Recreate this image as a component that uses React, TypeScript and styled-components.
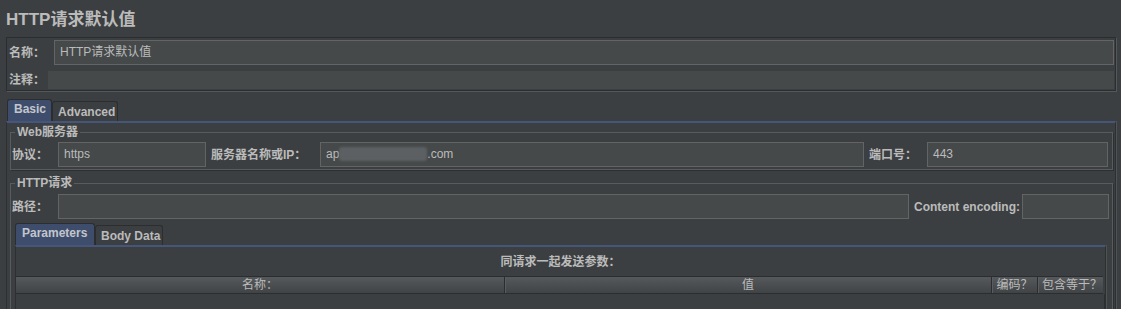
import styled, { createGlobalStyle } from "styled-components"

const GlobalStyle = createGlobalStyle`
  html, body {
    margin: 0;
    padding: 0;
    background: #3c3f41;
  }
  body {
    font-family: "Liberation Sans", "Noto Sans CJK SC", sans-serif;
    font-size: 12px;
    color: #bbbbbb;
    overflow: hidden;
  }
  * {
    box-sizing: border-box;
  }
`

const Page = styled.div`
  width: 1121px;
  height: 309px;
  overflow: hidden;
  padding: 0 5px 0 6px;
`

const Title = styled.h1`
  margin: 0;
  padding-top: 10px;
  font-size: 17px;
  line-height: 20px;
  font-weight: bold;
  color: #bbbbbb;
`

const InfoPanel = styled.div`
  margin-top: 7px;
  border: 1px solid #2b2d2e;
  box-shadow: 1px 1px 0 #55585a;
  padding: 2px 1px 1px 1px;
`

const FormRow = styled.div<{ gapTop?: number }>`
  display: flex;
  align-items: center;
  margin-top: ${(p) => p.gapTop ?? 0}px;
`

const Label = styled.span<{ w: number; ml?: number }>`
  flex: none;
  width: ${(p) => p.w}px;
  margin-left: ${(p) => p.ml ?? 0}px;
  font-weight: bold;
  white-space: nowrap;
  line-height: 14px;
`

const TextField = styled.div<{ w?: number }>`
  ${(p) => (p.w ? `width: ${p.w}px; flex: none;` : "flex: 1;")}
  height: 25px;
  border: 1px solid #646464;
  background: #45494a;
  padding: 0 5px;
  line-height: 23px;
  white-space: nowrap;
  overflow: hidden;
`

const CommentField = styled.div`
  flex: 1;
  height: 18px;
  background: #45494a;
`

const Blurred = styled.span`
  display: inline-block;
  width: 88px;
  height: 14px;
  vertical-align: -3px;
  background: #5c6062;
  border-radius: 3px;
  filter: blur(1.2px);
`

const Tabs = styled.div<{ mt: number; mx?: number }>`
  margin: ${(p) => p.mt}px ${(p) => p.mx ?? 0}px 0 ${(p) => p.mx ?? 0}px;
`

const TabStrip = styled.div<{ pl?: number }>`
  display: flex;
  align-items: flex-end;
  height: 22px;
  padding-left: ${(p) => p.pl ?? 0}px;
`

const Tab = styled.div<{ active?: boolean; w: number }>`
  width: ${(p) => p.w}px;
  height: ${(p) => (p.active ? 22 : 20)}px;
  padding-left: ${(p) => (p.active ? 6 : 5)}px;
  line-height: ${(p) => (p.active ? 19 : 20)}px;
  font-weight: bold;
  color: ${(p) => (p.active ? "#c2c6cc" : "#bbbbbb")};
  background: ${(p) => (p.active ? "#3f4d6c" : "#3c3f41")};
  border: 1px solid #2b2d2e;
  border-bottom: none;
  border-radius: 3px 3px 0 0;
  white-space: nowrap;
`

const TabPanel = styled.div<{ pad: string }>`
  border-top: 2px solid #46567a;
  border-left: 1px solid #2d2f30;
  border-right: 1px solid #2d2f30;
  box-shadow: 1px 0 0 #505355;
  padding: ${(p) => p.pad};
`

const Group = styled.fieldset<{ mt?: number; pad: string }>`
  margin: ${(p) => p.mt ?? 0}px 0 0 0;
  padding: ${(p) => p.pad};
  border: 1px solid #595c5e;
  box-shadow: 1px 1px 0 #2d2f30;
  min-inline-size: 0;
`

const Legend = styled.legend`
  margin-left: 3px;
  padding: 0 2px;
  font-weight: bold;
  line-height: 18px;
`

const Caption = styled.div`
  padding: 8px 0 7px;
  line-height: 14px;
  font-weight: bold;
  text-align: center;
`

const HeaderRow = styled.div`
  display: flex;
  height: 18px;
  margin-right: 2px;
  border-top: 1px solid #2b2d2e;
  border-bottom: 1px solid #2b2d2e;
  background: linear-gradient(#55595b, #414446);
`

const HeaderCell = styled.div<{ w: number; first?: boolean }>`
  flex: none;
  width: ${(p) => p.w}px;
  line-height: 16px;
  text-align: center;
  white-space: nowrap;
  border-left: ${(p) => (p.first ? "none" : "1px solid #2b2d2e")};
  box-shadow: ${(p) => (p.first ? "none" : "inset 1px 0 0 #595d5f")};
`

const TableBody = styled.div`
  height: 60px;
  border-right: 1px solid #2d2f30;
`

export default function App() {
  return (
    <>
      <GlobalStyle />
      <Page>
        <Title>HTTP请求默认值</Title>
        <InfoPanel>
          <FormRow>
            <Label w={45} ml={1}>名称：</Label>
            <TextField>HTTP请求默认值</TextField>
          </FormRow>
          <FormRow gapTop={6}>
            <Label w={39} ml={1}>注释：</Label>
            <CommentField />
          </FormRow>
        </InfoPanel>

        <Tabs mt={8}>
          <TabStrip pl={1}>
            <Tab active w={45}>Basic</Tab>
            <Tab w={66}>Advanced</Tab>
          </TabStrip>
          <TabPanel pad="0 2px 0 3px">
            <Group pad="1px 4px 2px 1px">
              <Legend>Web服务器</Legend>
              <FormRow>
                <Label w={46}>协议：</Label>
                <TextField w={148}>https</TextField>
                <Label w={109} ml={5}>服务器名称或IP：</Label>
                <TextField>
                  ap<Blurred />.com
                </TextField>
                <Label w={58} ml={5}>端口号：</Label>
                <TextField w={181}>443</TextField>
              </FormRow>
            </Group>

            <Group mt={4} pad="2px 3px 0 1px">
              <Legend>HTTP请求</Legend>
              <FormRow>
                <Label w={46}>路径：</Label>
                <TextField />
                <Label w={108} ml={5}>Content encoding:</Label>
                <TextField w={87} />
              </FormRow>
              <Tabs mt={4} mx={3}>
                <TabStrip>
                  <Tab active w={80}>Parameters</Tab>
                  <Tab w={68}>Body Data</Tab>
                </TabStrip>
                <TabPanel pad="0">
                  <Caption>同请求一起发送参数：</Caption>
                  <HeaderRow>
                    <HeaderCell w={488} first>名称：</HeaderCell>
                    <HeaderCell w={487}>值</HeaderCell>
                    <HeaderCell w={46}>编码？</HeaderCell>
                    <HeaderCell w={69}>包含等于？</HeaderCell>
                  </HeaderRow>
                  <TableBody />
                </TabPanel>
              </Tabs>
            </Group>
          </TabPanel>
        </Tabs>
      </Page>
    </>
  )
}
-=-=-
● **Your instructions**: Write out every line of the preceding listing that contains "components".

● **Reply**:
Recreate this image as a component that uses React, TypeScript and styled-components.
import styled, { createGlobalStyle } from "styled-components"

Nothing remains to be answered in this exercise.